STORED DATA:

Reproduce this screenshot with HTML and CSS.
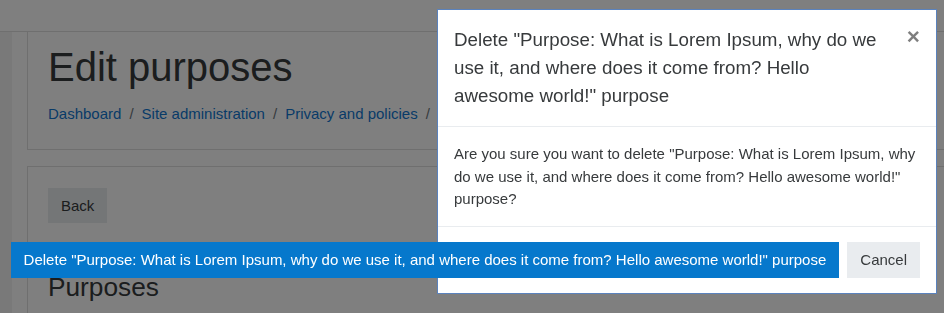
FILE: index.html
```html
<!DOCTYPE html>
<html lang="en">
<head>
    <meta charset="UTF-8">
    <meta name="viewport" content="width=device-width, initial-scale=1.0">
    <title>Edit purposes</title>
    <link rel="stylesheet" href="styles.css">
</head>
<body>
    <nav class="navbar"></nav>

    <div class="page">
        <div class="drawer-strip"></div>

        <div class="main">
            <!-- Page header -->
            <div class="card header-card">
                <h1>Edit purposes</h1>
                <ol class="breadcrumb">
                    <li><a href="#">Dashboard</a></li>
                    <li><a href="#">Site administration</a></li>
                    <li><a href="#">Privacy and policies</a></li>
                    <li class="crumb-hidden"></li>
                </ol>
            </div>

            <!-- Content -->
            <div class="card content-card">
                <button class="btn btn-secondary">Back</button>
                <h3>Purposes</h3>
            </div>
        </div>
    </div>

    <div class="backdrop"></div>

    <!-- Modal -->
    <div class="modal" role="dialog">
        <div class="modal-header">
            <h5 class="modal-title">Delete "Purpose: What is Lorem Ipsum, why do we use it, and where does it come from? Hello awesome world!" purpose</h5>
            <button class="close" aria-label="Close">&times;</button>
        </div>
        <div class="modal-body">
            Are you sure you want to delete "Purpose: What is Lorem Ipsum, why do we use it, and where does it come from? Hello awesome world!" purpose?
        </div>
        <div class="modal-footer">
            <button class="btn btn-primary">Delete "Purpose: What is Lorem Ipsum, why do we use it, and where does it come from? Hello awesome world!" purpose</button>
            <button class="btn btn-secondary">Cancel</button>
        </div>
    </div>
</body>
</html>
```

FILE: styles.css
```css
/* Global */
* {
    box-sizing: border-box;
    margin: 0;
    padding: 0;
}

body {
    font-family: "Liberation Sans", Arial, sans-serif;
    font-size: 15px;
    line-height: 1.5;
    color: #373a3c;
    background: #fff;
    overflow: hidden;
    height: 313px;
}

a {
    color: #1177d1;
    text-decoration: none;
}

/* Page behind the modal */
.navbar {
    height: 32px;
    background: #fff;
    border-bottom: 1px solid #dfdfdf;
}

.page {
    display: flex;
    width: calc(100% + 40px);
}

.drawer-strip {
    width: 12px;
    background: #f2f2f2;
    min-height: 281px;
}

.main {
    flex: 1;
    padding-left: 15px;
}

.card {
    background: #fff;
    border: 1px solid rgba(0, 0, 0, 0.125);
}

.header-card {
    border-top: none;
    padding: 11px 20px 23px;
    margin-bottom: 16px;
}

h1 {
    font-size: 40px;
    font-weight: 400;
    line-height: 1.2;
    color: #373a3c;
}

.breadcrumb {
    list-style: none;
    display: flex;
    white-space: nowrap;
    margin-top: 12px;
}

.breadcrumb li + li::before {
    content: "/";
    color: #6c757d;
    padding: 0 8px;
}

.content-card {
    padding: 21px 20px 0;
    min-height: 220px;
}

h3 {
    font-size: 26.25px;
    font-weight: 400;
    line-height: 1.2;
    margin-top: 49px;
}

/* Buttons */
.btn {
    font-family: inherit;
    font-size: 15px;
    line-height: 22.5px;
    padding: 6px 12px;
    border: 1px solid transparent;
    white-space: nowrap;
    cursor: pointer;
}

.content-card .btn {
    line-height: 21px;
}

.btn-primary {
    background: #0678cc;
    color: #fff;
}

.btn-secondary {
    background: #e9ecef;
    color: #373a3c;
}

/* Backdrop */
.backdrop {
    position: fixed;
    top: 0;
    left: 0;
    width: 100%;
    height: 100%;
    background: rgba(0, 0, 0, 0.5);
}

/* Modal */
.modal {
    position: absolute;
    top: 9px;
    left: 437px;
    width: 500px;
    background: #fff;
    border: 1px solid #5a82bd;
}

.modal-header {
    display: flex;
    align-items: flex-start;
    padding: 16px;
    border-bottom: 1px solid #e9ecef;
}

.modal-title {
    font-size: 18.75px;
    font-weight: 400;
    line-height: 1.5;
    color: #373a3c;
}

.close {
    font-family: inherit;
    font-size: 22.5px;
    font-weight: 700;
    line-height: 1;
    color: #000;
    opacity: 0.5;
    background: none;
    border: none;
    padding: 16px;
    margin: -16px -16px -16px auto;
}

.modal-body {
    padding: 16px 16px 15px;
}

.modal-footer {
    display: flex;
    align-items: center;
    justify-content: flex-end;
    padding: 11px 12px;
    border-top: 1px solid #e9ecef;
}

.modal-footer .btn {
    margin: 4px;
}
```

THE EXERCISE: Print out the whole of the material word for word, without pictures.

OUTPUT:
Reproduce this screenshot with HTML and CSS.
FILE: index.html
```html
<!DOCTYPE html>
<html lang="en">
<head>
    <meta charset="UTF-8">
    <meta name="viewport" content="width=device-width, initial-scale=1.0">
    <title>Edit purposes</title>
    <link rel="stylesheet" href="styles.css">
</head>
<body>
    <nav class="navbar"></nav>

    <div class="page">
        <div class="drawer-strip"></div>

        <div class="main">
            <!-- Page header -->
            <div class="card header-card">
                <h1>Edit purposes</h1>
                <ol class="breadcrumb">
                    <li><a href="#">Dashboard</a></li>
                    <li><a href="#">Site administration</a></li>
                    <li><a href="#">Privacy and policies</a></li>
                    <li class="crumb-hidden"></li>
                </ol>
            </div>

            <!-- Content -->
            <div class="card content-card">
                <button class="btn btn-secondary">Back</button>
                <h3>Purposes</h3>
            </div>
        </div>
    </div>

    <div class="backdrop"></div>

    <!-- Modal -->
    <div class="modal" role="dialog">
        <div class="modal-header">
            <h5 class="modal-title">Delete "Purpose: What is Lorem Ipsum, why do we use it, and where does it come from? Hello awesome world!" purpose</h5>
            <button class="close" aria-label="Close">&times;</button>
        </div>
        <div class="modal-body">
            Are you sure you want to delete "Purpose: What is Lorem Ipsum, why do we use it, and where does it come from? Hello awesome world!" purpose?
        </div>
        <div class="modal-footer">
            <button class="btn btn-primary">Delete "Purpose: What is Lorem Ipsum, why do we use it, and where does it come from? Hello awesome world!" purpose</button>
            <button class="btn btn-secondary">Cancel</button>
        </div>
    </div>
</body>
</html>
```

FILE: styles.css
```css
/* Global */
* {
    box-sizing: border-box;
    margin: 0;
    padding: 0;
}

body {
    font-family: "Liberation Sans", Arial, sans-serif;
    font-size: 15px;
    line-height: 1.5;
    color: #373a3c;
    background: #fff;
    overflow: hidden;
    height: 313px;
}

a {
    color: #1177d1;
    text-decoration: none;
}

/* Page behind the modal */
.navbar {
    height: 32px;
    background: #fff;
    border-bottom: 1px solid #dfdfdf;
}

.page {
    display: flex;
    width: calc(100% + 40px);
}

.drawer-strip {
    width: 12px;
    background: #f2f2f2;
    min-height: 281px;
}

.main {
    flex: 1;
    padding-left: 15px;
}

.card {
    background: #fff;
    border: 1px solid rgba(0, 0, 0, 0.125);
}

.header-card {
    border-top: none;
    padding: 11px 20px 23px;
    margin-bottom: 16px;
}

h1 {
    font-size: 40px;
    font-weight: 400;
    line-height: 1.2;
    color: #373a3c;
}

.breadcrumb {
    list-style: none;
    display: flex;
    white-space: nowrap;
    margin-top: 12px;
}

.breadcrumb li + li::before {
    content: "/";
    color: #6c757d;
    padding: 0 8px;
}

.content-card {
    padding: 21px 20px 0;
    min-height: 220px;
}

h3 {
    font-size: 26.25px;
    font-weight: 400;
    line-height: 1.2;
    margin-top: 49px;
}

/* Buttons */
.btn {
    font-family: inherit;
    font-size: 15px;
    line-height: 22.5px;
    padding: 6px 12px;
    border: 1px solid transparent;
    white-space: nowrap;
    cursor: pointer;
}

.content-card .btn {
    line-height: 21px;
}

.btn-primary {
    background: #0678cc;
    color: #fff;
}

.btn-secondary {
    background: #e9ecef;
    color: #373a3c;
}

/* Backdrop */
.backdrop {
    position: fixed;
    top: 0;
    left: 0;
    width: 100%;
    height: 100%;
    background: rgba(0, 0, 0, 0.5);
}

/* Modal */
.modal {
    position: absolute;
    top: 9px;
    left: 437px;
    width: 500px;
    background: #fff;
    border: 1px solid #5a82bd;
}

.modal-header {
    display: flex;
    align-items: flex-start;
    padding: 16px;
    border-bottom: 1px solid #e9ecef;
}

.modal-title {
    font-size: 18.75px;
    font-weight: 400;
    line-height: 1.5;
    color: #373a3c;
}

.close {
    font-family: inherit;
    font-size: 22.5px;
    font-weight: 700;
    line-height: 1;
    color: #000;
    opacity: 0.5;
    background: none;
    border: none;
    padding: 16px;
    margin: -16px -16px -16px auto;
}

.modal-body {
    padding: 16px 16px 15px;
}

.modal-footer {
    display: flex;
    align-items: center;
    justify-content: flex-end;
    padding: 11px 12px;
    border-top: 1px solid #e9ecef;
}

.modal-footer .btn {
    margin: 4px;
}
```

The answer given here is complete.